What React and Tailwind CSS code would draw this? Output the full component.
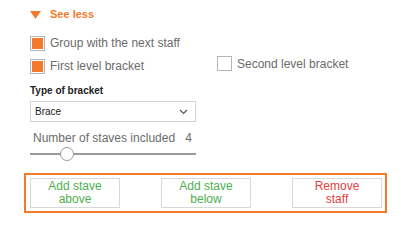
import { useState } from 'react';

const ORANGE = 'bg-[#f47a2b]';

function Checkbox({ checked, label, onChange, className = '' }) {
  return (
    <label className={`flex cursor-pointer items-center gap-[5px] ${className}`}>
      <span className="flex h-[15px] w-[15px] items-center justify-center border border-[#b5b5b5] bg-white">
        {checked && <span className={`h-[11px] w-[11px] ${ORANGE}`} />}
      </span>
      <input type="checkbox" className="hidden" checked={checked} onChange={onChange} />
      <span className="text-[12px] leading-[14px] text-[#6b6b6b]">{label}</span>
    </label>
  );
}

function ActionButton({ children, tone }) {
  return (
    <button
      type="button"
      className={`flex h-[30px] w-[90px] items-center justify-center border border-[#d8d8d8] bg-white text-center text-[12px] leading-[13px] ${
        tone === 'red' ? 'text-[#e8413d]' : 'text-[#4caf50]'
      }`}
    >
      {children}
    </button>
  );
}

export default function App() {
  const [group, setGroup] = useState(true);
  const [first, setFirst] = useState(true);
  const [second, setSecond] = useState(false);
  const [staves, setStaves] = useState(4);

  return (
    <div className="h-[226px] w-[409px] overflow-hidden bg-white pl-[30px] font-['Liberation_Sans',Arial,sans-serif]">
      <button type="button" className="flex h-[28px] items-center gap-[9px] pt-[1px]">
        <svg width="11" height="8" viewBox="0 0 11 8">
          <path d="M0 0H11L5.5 8Z" fill="#f47a2b" />
        </svg>
        <span className="text-[11px] font-bold text-[#f47a2b]">See less</span>
      </button>

      <Checkbox
        className="mt-[7px] h-[16px]"
        checked={group}
        onChange={() => setGroup(!group)}
        label="Group with the next staff"
      />

      <div className="mt-[7px] flex h-[16px]">
        <Checkbox
          className="w-[187px]"
          checked={first}
          onChange={() => setFirst(!first)}
          label="First level bracket"
        />
        <Checkbox
          className="mt-[-5px]"
          checked={second}
          onChange={() => setSecond(!second)}
          label="Second level bracket"
        />
      </div>

      <p className="mt-[11px] h-[12px] text-[10px] font-bold leading-[12px] text-[#222]">
        Type of bracket
      </p>

      <div className="mt-[4px] flex h-[21px] w-[166px] items-center justify-between border border-[#d4d4d4] bg-white pl-[4px] pr-[7px]">
        <span className="text-[10px] text-[#222]">Brace</span>
        <svg width="9" height="6" viewBox="0 0 9 6">
          <path d="M1 1L4.5 4.5L8 1" fill="none" stroke="#555" strokeWidth="1.2" />
        </svg>
      </div>

      <div className="mt-[9px] flex h-[14px] w-[162px] items-center justify-between pl-[3px] text-[12px] text-[#6b6b6b]">
        <span>Number of staves included</span>
        <span>{staves}</span>
      </div>

      <div className="relative mt-[2px] h-[12px] w-[166px]">
        <div className="absolute left-0 right-0 top-[6px] h-[2px] bg-[#9a9a9a]" />
        <input
          type="range"
          min="1"
          max="16"
          value={staves}
          onChange={(e) => setStaves(Number(e.target.value))}
          className="absolute inset-0 opacity-0"
        />
        <div className="pointer-events-none absolute left-[30px] top-0 h-[14px] w-[14px] rounded-full border border-[#9a9a9a] bg-white" />
      </div>

      <div className="ml-[-6px] mt-[14px] flex h-[40px] w-[363px] items-start justify-between border-2 border-[#f47a2b] pl-[4px] pr-[3px] pt-[3px]">
        <ActionButton>
          Add stave
          <br />
          above
        </ActionButton>
        <ActionButton>
          Add stave
          <br />
          below
        </ActionButton>
        <ActionButton tone="red">
          Remove
          <br />
          staff
        </ActionButton>
      </div>
    </div>
  );
}
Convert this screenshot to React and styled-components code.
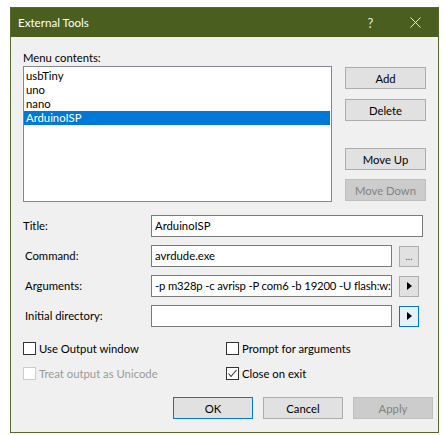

--*--

## PROBLEM DETAILS
Reproduce the entries above without change, omitting all pictures.

## PROBLEM SOLUTION
What React and Tailwind CSS code would draw this? Output the full component.
import { useState } from 'react';

const ORANGE = 'bg-[#f47a2b]';

function Checkbox({ checked, label, onChange, className = '' }) {
  return (
    <label className={`flex cursor-pointer items-center gap-[5px] ${className}`}>
      <span className="flex h-[15px] w-[15px] items-center justify-center border border-[#b5b5b5] bg-white">
        {checked && <span className={`h-[11px] w-[11px] ${ORANGE}`} />}
      </span>
      <input type="checkbox" className="hidden" checked={checked} onChange={onChange} />
      <span className="text-[12px] leading-[14px] text-[#6b6b6b]">{label}</span>
    </label>
  );
}

function ActionButton({ children, tone }) {
  return (
    <button
      type="button"
      className={`flex h-[30px] w-[90px] items-center justify-center border border-[#d8d8d8] bg-white text-center text-[12px] leading-[13px] ${
        tone === 'red' ? 'text-[#e8413d]' : 'text-[#4caf50]'
      }`}
    >
      {children}
    </button>
  );
}

export default function App() {
  const [group, setGroup] = useState(true);
  const [first, setFirst] = useState(true);
  const [second, setSecond] = useState(false);
  const [staves, setStaves] = useState(4);

  return (
    <div className="h-[226px] w-[409px] overflow-hidden bg-white pl-[30px] font-['Liberation_Sans',Arial,sans-serif]">
      <button type="button" className="flex h-[28px] items-center gap-[9px] pt-[1px]">
        <svg width="11" height="8" viewBox="0 0 11 8">
          <path d="M0 0H11L5.5 8Z" fill="#f47a2b" />
        </svg>
        <span className="text-[11px] font-bold text-[#f47a2b]">See less</span>
      </button>

      <Checkbox
        className="mt-[7px] h-[16px]"
        checked={group}
        onChange={() => setGroup(!group)}
        label="Group with the next staff"
      />

      <div className="mt-[7px] flex h-[16px]">
        <Checkbox
          className="w-[187px]"
          checked={first}
          onChange={() => setFirst(!first)}
          label="First level bracket"
        />
        <Checkbox
          className="mt-[-5px]"
          checked={second}
          onChange={() => setSecond(!second)}
          label="Second level bracket"
        />
      </div>

      <p className="mt-[11px] h-[12px] text-[10px] font-bold leading-[12px] text-[#222]">
        Type of bracket
      </p>

      <div className="mt-[4px] flex h-[21px] w-[166px] items-center justify-between border border-[#d4d4d4] bg-white pl-[4px] pr-[7px]">
        <span className="text-[10px] text-[#222]">Brace</span>
        <svg width="9" height="6" viewBox="0 0 9 6">
          <path d="M1 1L4.5 4.5L8 1" fill="none" stroke="#555" strokeWidth="1.2" />
        </svg>
      </div>

      <div className="mt-[9px] flex h-[14px] w-[162px] items-center justify-between pl-[3px] text-[12px] text-[#6b6b6b]">
        <span>Number of staves included</span>
        <span>{staves}</span>
      </div>

      <div className="relative mt-[2px] h-[12px] w-[166px]">
        <div className="absolute left-0 right-0 top-[6px] h-[2px] bg-[#9a9a9a]" />
        <input
          type="range"
          min="1"
          max="16"
          value={staves}
          onChange={(e) => setStaves(Number(e.target.value))}
          className="absolute inset-0 opacity-0"
        />
        <div className="pointer-events-none absolute left-[30px] top-0 h-[14px] w-[14px] rounded-full border border-[#9a9a9a] bg-white" />
      </div>

      <div className="ml-[-6px] mt-[14px] flex h-[40px] w-[363px] items-start justify-between border-2 border-[#f47a2b] pl-[4px] pr-[3px] pt-[3px]">
        <ActionButton>
          Add stave
          <br />
          above
        </ActionButton>
        <ActionButton>
          Add stave
          <br />
          below
        </ActionButton>
        <ActionButton tone="red">
          Remove
          <br />
          staff
        </ActionButton>
      </div>
    </div>
  );
}
Convert this screenshot to React and styled-components code.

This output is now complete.